Nel capitolo “Intermodalità e logistica integrata”, con i suoi 3,68 miliardi, si parla ora di “Progetto integrato porti d’Italia” ma in realtà  la sostanza non sembra essere cambiata rispetto alle ultime versioni del Piano, con Genova e Trieste che fanno il pieno di fondi pubblici.

Per lo sviluppo del porto di Genova “è prevista la realizzazione di una nuova diga foranea che consentirà l’accesso delle navi di nuova generazione, l’adeguata protezione dei bacini interni e l’innalzamento dei livelli di sicurezza delle manovre di ingresso e di evoluzione”.

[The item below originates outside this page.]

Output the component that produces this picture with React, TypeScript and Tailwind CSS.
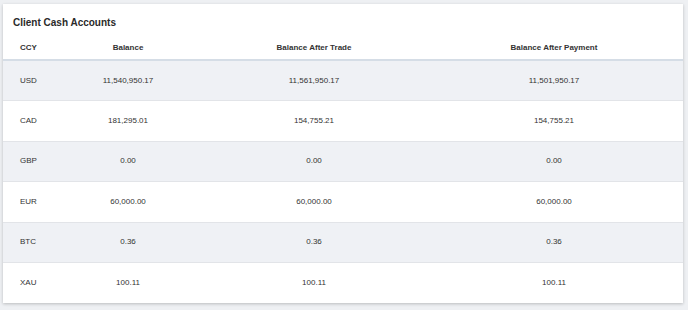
import React from 'react';

interface Row {
  ccy: string;
  balance: string;
  afterTrade: string;
  afterPayment: string;
}

const rows: Row[] = [
  { ccy: 'USD', balance: '11,540,950.17', afterTrade: '11,561,950.17', afterPayment: '11,501,950.17' },
  { ccy: 'CAD', balance: '181,295.01', afterTrade: '154,755.21', afterPayment: '154,755.21' },
  { ccy: 'GBP', balance: '0.00', afterTrade: '0.00', afterPayment: '0.00' },
  { ccy: 'EUR', balance: '60,000.00', afterTrade: '60,000.00', afterPayment: '60,000.00' },
  { ccy: 'BTC', balance: '0.36', afterTrade: '0.36', afterPayment: '0.36' },
  { ccy: 'XAU', balance: '100.11', afterTrade: '100.11', afterPayment: '100.11' },
];

const cols = 'grid grid-cols-[50px_150px_222px_258px]';

const App: React.FC = () => {
  return (
    <div className="w-[688px] h-[310px] bg-[#eef0f3] pt-[4px] pl-[3px] font-['Liberation_Sans',Arial,sans-serif] text-[#333]">
      <div className="w-[680px] bg-white shadow-[0_1px_3px_rgba(0,0,0,0.22)]">
        {/* Title */}
        <div className="pt-[12px] pb-[8px] pl-[10px] h-[34px] text-[10px] leading-[14px] font-bold text-[#2a2a2a]">
          Client Cash Accounts
        </div>

        {/* Header */}
        <div className={`${cols} h-[23px] border-b-2 border-[#d5dde6] text-[8px] font-bold items-center pb-[2px]`}>
          <div className="pl-[17px]">CCY</div>
          <div className="text-center">Balance</div>
          <div className="text-center">Balance After Trade</div>
          <div className="text-center">Balance After Payment</div>
        </div>

        {/* Body */}
        {rows.map((r, i) => (
          <div
            key={r.ccy}
            className={`${cols} items-center text-[8px] ${i === 0 ? 'h-[39px]' : 'h-[40.5px] border-t border-[#e2e4e8]'} ${i % 2 === 0 ? 'bg-[#eff1f5]' : 'bg-white'}`}
          >
            <div className="pl-[17px]">{r.ccy}</div>
            <div className="text-center">{r.balance}</div>
            <div className="text-center">{r.afterTrade}</div>
            <div className="text-center">{r.afterPayment}</div>
          </div>
        ))}
      </div>
    </div>
  );
};

export default App;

Nel porto di Trieste, invece, il documento parla di “realizzazione del progetto Adriagateway di potenziamento complessivo del sistema logistico del Porto di Trieste sia con riferimento alla parte terminalistica che a quella dei collegamenti ferroviari”.

Per i porti del sud l’auspicio è che svolgano “un ruolo più rilevante nei traffici intramediterranei, resistendo maggiormente alla concorrenza dei porti del Nord Africa. A tal fine è indispensabile valorizzare il ruolo delle Zone Economiche Speciali (Zes) vicino alle aree portuali nel Sud, con l’obiettivo di attrarre investimenti produttivi, grazie alla semplificazione amministrativa e all’applicazione di una legislazione economica agevolata”.

Per gli altri scali d’Italia le linee di intervento replicano la pianificazione strategica già inserita nel piano Italia Veloce: ultimo miglio ferroviario e stradale (Porti di Venezia, Ancona, Civitavecchia, Napoli, Salerno); resilienza infrastrutture a cambiamenti climatici (Porti di Palermo, Salerno, Manfredonia, Catania e Venezia); accessibilità Marittima (porti di Vado Ligure, Civitavecchia, Taranto, Marina di Carrara, Napoli e Salerno e Brindisi); aumento capacità portuale (Porti di Ravenna, Cagliari, La Spezia, Napoli, Trapani e Venezia); efficientamento energetico e ambientale: porti dello Stretto di Messina”.

Al “Progetto integrato porti d’Italia” vanno 2,84 miliardi, di cui 1,662 miliardi per “Porti e intermodalità collegati alle grandi linee di comunicazione europea e nazionali e per lo sviluppo dei porti del sud”, mentre 1,22 miliardi sono destinati a “Green ports e cold ironing”. Completano il quadro altri 350 milioni per “Digitalizzazione aeroporti e sistemi logistici”.

Nessuna traccia, come ormai preannunciato, del piano di rinnovo delle flotte navali che la ministra de Micheli ha però assicurati agli armatori che si farà “anche prima del Recovery Fund con risorse a legislazione vigente”.